According to press reports, state-owned Great British Nuclear is in early-stage discussions with Hitachi, owner of the land in Wylfa in Anglesey, an island off north Wales, to buy the site with a view to finding a new private sector partner to develop a station there.
The future of the site has been uncertain since Hitachi abandoned plans to build a new reactor there in January 2019 after failing to strike a financial agreement with the British government.
The Japanese industrial group eventually wrote off £2.1bn (€2.4bn, $2.6bn) on the project. It also stopped work at a second site in Oldbury, South Gloucestershire.
The Wylfa site has been valued at £200m, according to the Financial Times, which first reported the talks between Hitachi and GBN.
Wylfa is home to two gas-cooled Magnox plants that were permanently shut down in 2012 and 2015 and is seen as suitable site for large reactors or a small modular reactors (SMRs).
The London-based Nuclear Industry Association welcomed the reports about Wylfa. Chief executive Tom Greatrex called the talks a welcome step in making a new project at Wylfa a reality.
‘One Of The Very Best Sites For Nuclear’
“It’s one of the very best sites for new nuclear in the UK and the success of ramping up nuclear to the levels needed for energy security and net zero rests a great deal on whether we develop at Wylfa.”
In January, the UK government set out plans for what it claimed will be Britain’s biggest nuclear power expansion in 70 years with the possible construction of about 11 new reactors by 2050 – enough to meet a quarter of the national electricity demand.
Ministers published a roadmap that recommitted the government to building a fleet of nuclear reactors capable of producing 24 GW by 2050 – an increase from around 5.8 GW today.
Energy secretary Claire Coutinho said a nuclear revival was essential to cut greenhouse gas emissions and boost energy security, especially after the crisis in gas supplies that followed Russia’s invasion of Ukraine.
Companies and institutions in the UK nuclear industry on Monday (12 February) said they were launching a recruitment drive to ensure there were enough workers to sustain the government’s push.
The campaign, Destination Nuclear, said the number of employees needed to double in size over the next 20 years to support the possible quadrupling of output.
There are about 64,500 workers across the UK civil nuclear supply chain, plus thousands more in defence, according to the Nuclear Industry Association, a lobby group.
It has support from the French state-owned energy company EDF, engineers such as Atkins, Jacobs and Laing O’Rourke, as well as companies involved in the UK’s nuclear weapons and submarines programmes including Babcock, Rolls-Royce and BAE Systems.
Background: Falling Output, No New Plants
The share of nuclear energy in the UK’s electricity generation has fallen to around 15% from 27% in the 1990s as older plants have been decommissioned and no new plants have come online.
Since 2000, the UK has seen permanent reactor shutdowns at Bradwell, Calder Hall, Hinkley Point A, Hinkley Point B, Hunterston, Oldbury, Sizewell, Chapelcross, Dungeness and Wylfa.
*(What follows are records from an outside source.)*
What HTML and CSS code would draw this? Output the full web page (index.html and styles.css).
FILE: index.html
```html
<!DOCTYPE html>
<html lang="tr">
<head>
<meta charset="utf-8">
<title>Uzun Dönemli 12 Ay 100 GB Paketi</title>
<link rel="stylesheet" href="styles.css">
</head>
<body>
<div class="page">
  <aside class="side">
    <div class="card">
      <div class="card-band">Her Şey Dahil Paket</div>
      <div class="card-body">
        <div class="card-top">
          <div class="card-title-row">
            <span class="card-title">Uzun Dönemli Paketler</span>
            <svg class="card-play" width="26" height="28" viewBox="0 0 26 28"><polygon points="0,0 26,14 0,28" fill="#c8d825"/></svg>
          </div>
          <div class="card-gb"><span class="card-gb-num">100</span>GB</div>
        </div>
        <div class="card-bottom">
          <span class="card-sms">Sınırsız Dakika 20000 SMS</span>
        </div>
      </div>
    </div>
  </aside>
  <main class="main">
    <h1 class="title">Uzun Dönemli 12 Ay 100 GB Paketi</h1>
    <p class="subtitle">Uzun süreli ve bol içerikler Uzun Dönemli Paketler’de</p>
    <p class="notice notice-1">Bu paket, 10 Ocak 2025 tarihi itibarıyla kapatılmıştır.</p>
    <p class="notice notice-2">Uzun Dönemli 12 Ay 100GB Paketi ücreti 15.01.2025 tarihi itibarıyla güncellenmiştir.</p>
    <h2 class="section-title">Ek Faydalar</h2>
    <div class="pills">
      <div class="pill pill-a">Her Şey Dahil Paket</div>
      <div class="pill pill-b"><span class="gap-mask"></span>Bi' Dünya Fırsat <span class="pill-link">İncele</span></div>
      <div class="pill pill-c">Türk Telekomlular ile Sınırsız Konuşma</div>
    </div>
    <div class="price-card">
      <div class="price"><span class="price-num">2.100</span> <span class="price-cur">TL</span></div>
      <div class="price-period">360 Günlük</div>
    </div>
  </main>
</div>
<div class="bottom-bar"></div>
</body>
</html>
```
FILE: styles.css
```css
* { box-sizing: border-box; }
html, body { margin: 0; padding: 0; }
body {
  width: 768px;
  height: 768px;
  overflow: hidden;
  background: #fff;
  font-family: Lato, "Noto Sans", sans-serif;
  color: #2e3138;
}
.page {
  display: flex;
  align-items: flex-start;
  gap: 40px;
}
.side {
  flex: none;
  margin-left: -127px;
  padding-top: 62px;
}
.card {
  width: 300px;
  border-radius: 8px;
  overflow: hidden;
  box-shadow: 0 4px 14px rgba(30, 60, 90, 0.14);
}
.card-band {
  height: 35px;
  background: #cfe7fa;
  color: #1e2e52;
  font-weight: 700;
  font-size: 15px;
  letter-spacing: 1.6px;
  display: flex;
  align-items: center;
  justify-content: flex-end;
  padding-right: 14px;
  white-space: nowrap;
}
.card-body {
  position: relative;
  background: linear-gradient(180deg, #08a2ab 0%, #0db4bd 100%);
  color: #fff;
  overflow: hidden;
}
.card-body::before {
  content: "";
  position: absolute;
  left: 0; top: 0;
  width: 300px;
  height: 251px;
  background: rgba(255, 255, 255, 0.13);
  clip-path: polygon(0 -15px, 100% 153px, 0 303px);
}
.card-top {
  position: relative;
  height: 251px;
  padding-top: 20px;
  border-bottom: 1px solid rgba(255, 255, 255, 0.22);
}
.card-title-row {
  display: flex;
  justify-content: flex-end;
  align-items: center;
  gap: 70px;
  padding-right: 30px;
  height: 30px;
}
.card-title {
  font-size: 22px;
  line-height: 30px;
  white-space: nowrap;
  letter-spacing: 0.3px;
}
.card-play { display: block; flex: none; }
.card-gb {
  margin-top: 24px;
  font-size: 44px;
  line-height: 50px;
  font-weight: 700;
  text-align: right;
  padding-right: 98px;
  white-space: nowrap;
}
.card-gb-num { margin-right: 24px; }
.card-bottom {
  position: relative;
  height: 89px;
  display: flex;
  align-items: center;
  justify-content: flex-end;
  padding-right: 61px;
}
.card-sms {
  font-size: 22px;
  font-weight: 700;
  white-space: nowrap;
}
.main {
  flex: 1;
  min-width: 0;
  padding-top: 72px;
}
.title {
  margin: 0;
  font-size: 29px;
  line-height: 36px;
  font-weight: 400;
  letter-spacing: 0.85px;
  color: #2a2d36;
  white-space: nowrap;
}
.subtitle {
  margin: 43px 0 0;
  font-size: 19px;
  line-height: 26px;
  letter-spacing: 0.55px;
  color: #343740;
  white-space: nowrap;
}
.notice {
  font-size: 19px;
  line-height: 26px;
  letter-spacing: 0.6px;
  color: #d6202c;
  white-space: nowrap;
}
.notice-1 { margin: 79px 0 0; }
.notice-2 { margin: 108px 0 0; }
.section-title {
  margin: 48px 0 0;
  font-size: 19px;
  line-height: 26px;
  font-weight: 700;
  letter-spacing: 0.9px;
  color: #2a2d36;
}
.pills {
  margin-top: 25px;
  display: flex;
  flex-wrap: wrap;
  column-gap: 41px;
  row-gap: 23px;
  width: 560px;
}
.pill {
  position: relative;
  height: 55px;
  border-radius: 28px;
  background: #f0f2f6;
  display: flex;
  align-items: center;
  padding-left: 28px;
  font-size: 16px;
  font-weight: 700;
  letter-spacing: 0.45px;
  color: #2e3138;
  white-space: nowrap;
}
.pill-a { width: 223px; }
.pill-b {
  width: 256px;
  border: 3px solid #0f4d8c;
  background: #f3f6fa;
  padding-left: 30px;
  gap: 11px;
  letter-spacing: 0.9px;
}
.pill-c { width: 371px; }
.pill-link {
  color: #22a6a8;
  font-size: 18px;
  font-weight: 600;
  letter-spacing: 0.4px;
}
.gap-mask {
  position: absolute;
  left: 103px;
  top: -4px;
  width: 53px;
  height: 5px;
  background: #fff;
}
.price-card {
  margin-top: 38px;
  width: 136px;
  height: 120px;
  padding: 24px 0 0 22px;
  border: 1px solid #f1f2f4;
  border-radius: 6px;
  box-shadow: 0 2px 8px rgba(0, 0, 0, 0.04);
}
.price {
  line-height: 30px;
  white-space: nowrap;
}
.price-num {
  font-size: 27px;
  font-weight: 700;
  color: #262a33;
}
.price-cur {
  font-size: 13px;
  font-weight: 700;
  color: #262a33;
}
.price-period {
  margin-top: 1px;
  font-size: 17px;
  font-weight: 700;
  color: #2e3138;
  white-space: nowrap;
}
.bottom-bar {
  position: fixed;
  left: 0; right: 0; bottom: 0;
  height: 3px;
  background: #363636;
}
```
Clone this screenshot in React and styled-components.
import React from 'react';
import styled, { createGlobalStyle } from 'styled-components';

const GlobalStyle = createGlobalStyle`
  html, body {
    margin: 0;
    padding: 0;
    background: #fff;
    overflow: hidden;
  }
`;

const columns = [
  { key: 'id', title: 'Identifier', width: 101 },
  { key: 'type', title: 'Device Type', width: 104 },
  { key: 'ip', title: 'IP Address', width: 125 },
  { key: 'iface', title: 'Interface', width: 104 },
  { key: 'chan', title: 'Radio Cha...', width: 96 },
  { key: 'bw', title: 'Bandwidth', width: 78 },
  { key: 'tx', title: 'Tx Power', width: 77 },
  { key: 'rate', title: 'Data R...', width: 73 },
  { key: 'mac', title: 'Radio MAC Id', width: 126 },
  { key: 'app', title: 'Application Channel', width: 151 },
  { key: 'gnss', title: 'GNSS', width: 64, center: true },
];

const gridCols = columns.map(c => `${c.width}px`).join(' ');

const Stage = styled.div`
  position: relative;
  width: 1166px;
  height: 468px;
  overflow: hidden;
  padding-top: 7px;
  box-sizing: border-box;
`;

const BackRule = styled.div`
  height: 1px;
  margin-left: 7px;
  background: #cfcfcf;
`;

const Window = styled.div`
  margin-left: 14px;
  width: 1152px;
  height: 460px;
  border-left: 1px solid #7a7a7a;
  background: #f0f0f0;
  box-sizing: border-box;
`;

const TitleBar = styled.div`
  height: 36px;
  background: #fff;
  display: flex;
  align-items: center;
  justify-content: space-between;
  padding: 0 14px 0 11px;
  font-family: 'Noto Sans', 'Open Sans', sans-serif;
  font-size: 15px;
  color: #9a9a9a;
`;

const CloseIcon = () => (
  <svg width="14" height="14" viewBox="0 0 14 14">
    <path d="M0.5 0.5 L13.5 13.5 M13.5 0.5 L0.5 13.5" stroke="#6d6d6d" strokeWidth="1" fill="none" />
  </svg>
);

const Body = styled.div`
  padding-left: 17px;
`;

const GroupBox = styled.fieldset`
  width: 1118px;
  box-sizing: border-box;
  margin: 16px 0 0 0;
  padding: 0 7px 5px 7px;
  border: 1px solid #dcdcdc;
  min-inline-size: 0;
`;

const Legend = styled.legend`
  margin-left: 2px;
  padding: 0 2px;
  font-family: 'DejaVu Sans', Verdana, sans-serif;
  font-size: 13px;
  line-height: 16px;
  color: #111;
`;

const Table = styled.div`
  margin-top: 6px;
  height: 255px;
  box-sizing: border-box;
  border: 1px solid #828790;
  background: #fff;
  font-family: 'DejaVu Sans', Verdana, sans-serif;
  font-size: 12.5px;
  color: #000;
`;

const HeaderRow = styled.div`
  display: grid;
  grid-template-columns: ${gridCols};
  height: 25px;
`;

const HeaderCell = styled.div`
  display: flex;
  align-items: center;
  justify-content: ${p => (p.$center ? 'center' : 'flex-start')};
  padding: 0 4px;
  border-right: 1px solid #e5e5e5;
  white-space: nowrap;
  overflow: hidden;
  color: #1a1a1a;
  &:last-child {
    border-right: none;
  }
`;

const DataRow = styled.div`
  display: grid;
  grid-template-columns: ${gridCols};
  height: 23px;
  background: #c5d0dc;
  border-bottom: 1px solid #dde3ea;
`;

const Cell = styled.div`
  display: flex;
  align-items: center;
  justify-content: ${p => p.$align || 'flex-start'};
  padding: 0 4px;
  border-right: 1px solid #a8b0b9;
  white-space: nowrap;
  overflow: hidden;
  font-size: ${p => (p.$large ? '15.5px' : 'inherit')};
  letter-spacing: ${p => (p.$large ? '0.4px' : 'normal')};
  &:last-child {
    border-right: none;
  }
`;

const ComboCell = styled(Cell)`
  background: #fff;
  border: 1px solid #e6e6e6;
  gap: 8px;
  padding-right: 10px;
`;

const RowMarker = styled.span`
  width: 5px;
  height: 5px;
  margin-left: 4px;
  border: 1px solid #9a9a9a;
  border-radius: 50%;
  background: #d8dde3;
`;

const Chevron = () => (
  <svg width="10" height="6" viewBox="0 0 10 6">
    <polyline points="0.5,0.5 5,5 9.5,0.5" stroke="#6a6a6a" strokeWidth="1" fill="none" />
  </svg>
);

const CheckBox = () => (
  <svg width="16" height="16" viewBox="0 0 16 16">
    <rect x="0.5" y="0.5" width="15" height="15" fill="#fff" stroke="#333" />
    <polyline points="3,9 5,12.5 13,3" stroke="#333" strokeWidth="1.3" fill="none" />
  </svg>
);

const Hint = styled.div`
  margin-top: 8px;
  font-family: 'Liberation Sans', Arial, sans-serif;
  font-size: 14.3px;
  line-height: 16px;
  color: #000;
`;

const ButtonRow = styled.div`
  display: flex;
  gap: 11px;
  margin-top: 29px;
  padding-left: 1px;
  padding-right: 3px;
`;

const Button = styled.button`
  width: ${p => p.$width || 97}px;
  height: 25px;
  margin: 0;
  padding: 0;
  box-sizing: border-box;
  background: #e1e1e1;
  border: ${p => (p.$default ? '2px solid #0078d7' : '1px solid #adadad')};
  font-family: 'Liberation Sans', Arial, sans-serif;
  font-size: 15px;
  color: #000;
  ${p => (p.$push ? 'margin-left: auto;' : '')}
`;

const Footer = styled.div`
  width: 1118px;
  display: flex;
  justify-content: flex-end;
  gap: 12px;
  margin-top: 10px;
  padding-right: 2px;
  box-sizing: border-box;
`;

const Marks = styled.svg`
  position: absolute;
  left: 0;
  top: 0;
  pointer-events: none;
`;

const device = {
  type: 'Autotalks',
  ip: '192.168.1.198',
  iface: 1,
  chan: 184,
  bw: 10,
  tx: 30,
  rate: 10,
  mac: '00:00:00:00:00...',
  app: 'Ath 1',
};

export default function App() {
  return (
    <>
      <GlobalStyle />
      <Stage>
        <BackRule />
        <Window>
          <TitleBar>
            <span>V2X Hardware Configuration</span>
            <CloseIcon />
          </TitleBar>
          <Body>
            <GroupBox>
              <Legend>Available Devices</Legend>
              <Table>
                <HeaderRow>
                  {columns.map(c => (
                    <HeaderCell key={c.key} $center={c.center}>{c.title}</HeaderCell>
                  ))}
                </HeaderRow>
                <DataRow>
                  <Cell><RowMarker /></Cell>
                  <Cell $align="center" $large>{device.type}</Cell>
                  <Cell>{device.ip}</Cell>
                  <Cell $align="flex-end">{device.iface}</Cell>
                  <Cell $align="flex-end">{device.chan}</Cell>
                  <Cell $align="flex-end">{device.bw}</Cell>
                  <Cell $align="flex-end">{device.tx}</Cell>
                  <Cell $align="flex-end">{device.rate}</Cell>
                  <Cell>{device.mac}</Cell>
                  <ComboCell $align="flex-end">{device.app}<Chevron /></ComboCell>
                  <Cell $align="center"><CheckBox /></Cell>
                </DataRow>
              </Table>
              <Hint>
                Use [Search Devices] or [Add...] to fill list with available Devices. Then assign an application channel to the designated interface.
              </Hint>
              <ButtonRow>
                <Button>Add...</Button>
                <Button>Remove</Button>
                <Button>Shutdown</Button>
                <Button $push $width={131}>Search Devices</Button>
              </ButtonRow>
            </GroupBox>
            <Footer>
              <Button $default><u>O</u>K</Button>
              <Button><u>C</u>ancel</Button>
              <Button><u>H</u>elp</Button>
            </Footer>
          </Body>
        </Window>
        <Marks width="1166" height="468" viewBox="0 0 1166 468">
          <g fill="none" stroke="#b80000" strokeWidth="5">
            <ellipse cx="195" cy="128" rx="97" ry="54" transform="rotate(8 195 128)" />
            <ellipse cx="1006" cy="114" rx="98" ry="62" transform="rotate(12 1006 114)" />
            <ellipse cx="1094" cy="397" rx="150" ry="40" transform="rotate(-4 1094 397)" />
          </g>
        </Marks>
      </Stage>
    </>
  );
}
The last unit to go offline was Hinkley Point B-1 in August 2022.
The government and developer EDF Energy started a process last year to bring private equity investment into the planned Sizewell C project, with EDF saying a sustainable commercial model is needed for a final investment decision.
EDF Energy is planning to extend the life of four nuclear power stations in the UK and invest £1.3bn in its nuclear fleet as it aims to maintain UK nuclear output at current levels until at least 2026.
The French energy company said it would make a decision on whether to extend the life of the four advanced gas-cooled reactor stations – Torness, Heysham A and B, and Hartlepool A – by the end of the year. This would require regulatory approval.
EDF Energy operates all of Britain’s five nuclear power stations that generate electricity. A further three are defuelling (Hunterston B, Hinkley Point B and Dungeness B), the first stage of decommissioning. The only new commercial reactors under construction in the country are two EPRs at Hinkley Point C.